The broader implication is that renewable energy investment in South-East Europe is entering a new phase. The first wave of projects was defined by resource capture and capacity expansion. The next wave will be defined by system integration and operational flexibility. Transmission networks, once treated as passive infrastructure, are becoming active determinants of value. Ancillary service markets, once peripheral, are evolving into essential revenue streams. Storage, once optional, is becoming indispensable.
For investors and developers, this requires a fundamental reassessment of strategy. Project evaluation can no longer rely on simplified assumptions of load factors and power prices. It must incorporate grid availability, curtailment probability, balancing costs and the potential for multi-layer revenue generation. It must also account for regulatory convergence, as markets across the region align more closely with European standards and internalise costs that were previously externalised.

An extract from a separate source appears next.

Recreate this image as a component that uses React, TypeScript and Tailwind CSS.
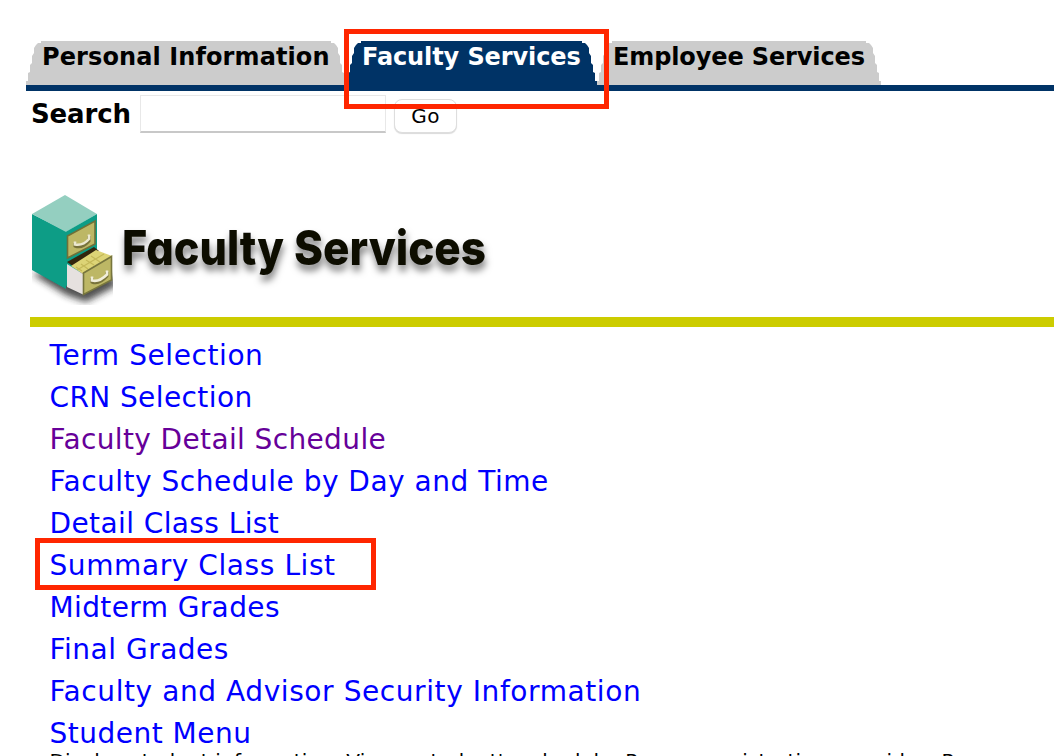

Those who adapt to this new reality—by securing strong grid positions, integrating storage and designing assets capable of operating across multiple market layers—will find opportunities in a system that increasingly rewards flexibility. Those who do not risk seeing returns eroded by constraints that are no longer temporary but structural.
South-East Europe’s renewable energy story is therefore no longer about how much capacity can be built. It is about how effectively that capacity can be integrated into a system under strain. In that transition, grid constraints and storage economics are not secondary considerations. They are the central forces reshaping the market.